During the 1971 World Series, Blair earned a place in baseball history in Game 4 by being the first man to bat in a World Series night game. Leading off the top of the first inning, Blair singled off Pittsburgh's Luke Walker.
Blair's speed going back in the outfield enabled him to play shallow, and make catches à la Willie Mays. In each of the Orioles' three straight World Series seasons, Blair won a Gold Glove. He would also win a Gold Glove over the next four seasons, his last Gold Glove in 1975 coinciding with teammate Brooks Robinson winning his 16th consecutive -- and last -- Gold Glove at third base.
Blair was traded by the Orioles to the New York Yankees for Elliott Maddox and Rick Bladt on January 20, 1977. The transaction was driven by general manager Gabe Paul's desire to exile Maddox from the Yankees. Blair was primarily a defensive outfielder replacement in the late innings. On June 18 of that year in a nationally televised game against the Boston Red Sox at Fenway Park, he was tangentially involved in one of the most bizarre scenes in baseball history. Yankee manager Billy Martin took right fielder Reggie Jackson out of the game and replaced him with Blair after Jackson had misplayed Jim Rice's fly ball for a double. As the cameras watched, Jackson and Martin nearly came to blows. Blair's walk-off RBI single to left off Rick Rhoden won Game 1 of the 1977 World Series for the Yankees.
After winning World Series titles with the Yankees in 1977 and 1978, Blair was released early in the 1979 season. The Cincinnati Reds signed him as a free agent less than a month later, and Blair returned to the Yankees in May of 1980. He retired after the Yankees released him a second time, on July 1 of that year.
In his 17-year career, Blair, whose nickname, "Motormouth", came from his talkative nature, batted .250 with 134 home runs and 620 RBI, 1513 hits and 171 stolen bases in 1947 games played. He was also one of the top bunters in the game, recording at least 10 sacrifice hits four times in his career, including 17 during the 1975 season.
At the end of his playing career, Blair was hired as an outfield instructor for the Yankees in 1981. In August 1982, he was named the head coach at Fordham University. Blair only coached one season at Fordham with the team finishing with a 14-19 record. He would then go back to work as an outfield instructor with the Houston Astros and as a third base coach for the Orioles Triple A team in Rochester and worked in that capacity until 1985.

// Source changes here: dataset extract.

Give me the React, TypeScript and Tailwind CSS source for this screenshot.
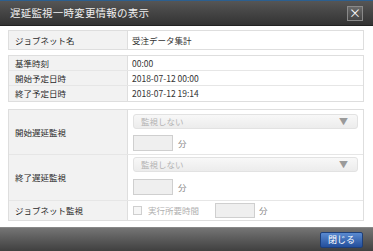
import React from 'react';

const font = { fontFamily: '"Noto Sans CJK JP", "Noto Sans", sans-serif' };

const Label = ({ children }: { children: React.ReactNode }) => (
  <div className="flex items-center bg-[#f2f2f2] border-r border-[#dedede] pl-[6px] text-[8.5px] text-[#2a2a2a]">
    {children}
  </div>
);

const Value = ({ children }: { children: React.ReactNode }) => (
  <div className="flex items-center pl-[4px] text-[8.5px] text-[#333]">{children}</div>
);

const SelectBox = () => (
  <div className="flex items-center justify-between h-[15px] w-[225px] rounded-[3px] border border-[#e2e2e2] bg-gradient-to-b from-[#f8f8f8] to-[#ececec] pl-[7px] pr-[9px]">
    <span className="text-[8.5px] text-[#b4b4b4]">監視しない</span>
    <span className="text-[9px] text-[#9a9a9a] leading-none">▼</span>
  </div>
);

const MinuteInput = () => <div className="h-[16px] w-[40px] border border-[#cfcfcf] bg-[#efefef]" />;

export default function App() {
  return (
    <div className="w-[373px] h-[251px] bg-white flex flex-col overflow-hidden" style={font}>
      {/* タイトルバー */}
      <div className="h-[26px] shrink-0 flex items-center justify-between border-t border-[#2c5f8f] bg-gradient-to-b from-[#565656] to-[#333333] border-b border-b-[#222] pl-[10px] pr-[10px]">
        <span className="text-[10.5px] text-[#f0f0f0] tracking-[0.2px]">遅延監視一時変更情報の表示</span>
        <div className="w-[16px] h-[15px] flex items-center justify-center border border-[#8a8a8a] bg-gradient-to-b from-[#6a6a6a] to-[#444] text-white text-[12px] leading-none">
          ×
        </div>
      </div>

      <div className="flex-1 px-[8px] pt-[4px] pr-[9px]">
        {/* ジョブネット名 */}
        <div className="grid grid-cols-[119px_1fr] h-[20px] border border-[#dedede]">
          <Label>ジョブネット名</Label>
          <Value>受注データ集計</Value>
        </div>

        {/* 基準時刻など */}
        <div className="mt-[5px] border border-[#dedede]">
          <div className="grid grid-cols-[119px_1fr] h-[15px] border-b border-[#e6e6e6]">
            <Label>基準時刻</Label>
            <Value>00:00</Value>
          </div>
          <div className="grid grid-cols-[119px_1fr] h-[15px] border-b border-[#e6e6e6]">
            <Label>開始予定日時</Label>
            <Value>2018-07-12 00:00</Value>
          </div>
          <div className="grid grid-cols-[119px_1fr] h-[15px]">
            <Label>終了予定日時</Label>
            <Value>2018-07-12 19:14</Value>
          </div>
        </div>

        {/* 監視設定 */}
        <div className="mt-[7px] border border-[#dedede]">
          <div className="grid grid-cols-[119px_1fr] h-[45px] border-b border-[#e6e6e6]">
            <Label>開始遅延監視</Label>
            <div className="flex flex-col pl-[5px] pt-[4px] gap-[6px]">
              <SelectBox />
              <div className="flex items-center gap-[5px]">
                <MinuteInput />
                <span className="text-[8.5px] text-[#888]">分</span>
              </div>
            </div>
          </div>
          <div className="grid grid-cols-[119px_1fr] h-[46px] border-b border-[#e6e6e6]">
            <Label>終了遅延監視</Label>
            <div className="flex flex-col pl-[5px] pt-[2px] gap-[7px]">
              <SelectBox />
              <div className="flex items-center gap-[5px]">
                <MinuteInput />
                <span className="text-[8.5px] text-[#888]">分</span>
              </div>
            </div>
          </div>
          <div className="grid grid-cols-[119px_1fr] h-[19px]">
            <Label>ジョブネット監視</Label>
            <div className="flex items-center pl-[5px]">
              <div className="w-[9px] h-[9px] border border-[#cfcfcf] bg-[#f6f6f6]" />
              <span className="ml-[6px] text-[8.5px] text-[#b0b0b0]">実行所要時間</span>
              <div className="ml-[16px] h-[15px] w-[40px] border border-[#cfcfcf] bg-[#efefef]" />
              <span className="ml-[4px] text-[8.5px] text-[#888]">分</span>
            </div>
          </div>
        </div>
      </div>

      {/* フッター */}
      <div className="h-[24px] shrink-0 flex items-center justify-end pr-[10px] bg-gradient-to-b from-[#757575] to-[#404040] border-t border-[#888]">
        <button className="h-[16px] w-[43px] flex items-center justify-center rounded-[2px] border border-[#1d3f7a] bg-gradient-to-b from-[#5a8ad0] to-[#244f9c] text-white text-[9px]">
          閉じる
        </button>
      </div>
    </div>
  );
}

In 1989, he would play for the Gold Coast Suns in the newly formed Senior Professional Baseball Association, though the league would fold after the season. Blair would get his next shot at coaching in 1995 when he was named the manager of the Yonkers Hoot Owls in the newly formed Northeast League, an independent league of professional baseball. The team would last just one season and would finish a dismal 12-52.
Blair would get his next, and last, shot at coaching in 1998 when he was named as the head coach for the Coppin State College baseball team. Blair would coach the team from 1998-2002. Unfortunately, his overall record at Coppin State would be a disappointing 30-185.
After his retirement from coaching, Blair lived in Woodstock, Maryland with his wife, Gloria. In his retirement, Blair often appeared in celebrity golf and bowling tournaments. At the time of his death, he was known for working out at Triangle Fitness in Eldersburg, Maryland and bowling at Kings Point Lanes in Reisterstown, Maryland. His son Paul Blair III played eight years in the minors for the San Francisco Giants and the Chicago Cubs.
On December 26, 2013, Blair suffered a heart attack and lost consciousness while playing in a celebrity bowling tournament in Pikesville, Maryland. He was taken by ambulance to Sinai Hospital in Baltimore, where he was pronounced dead.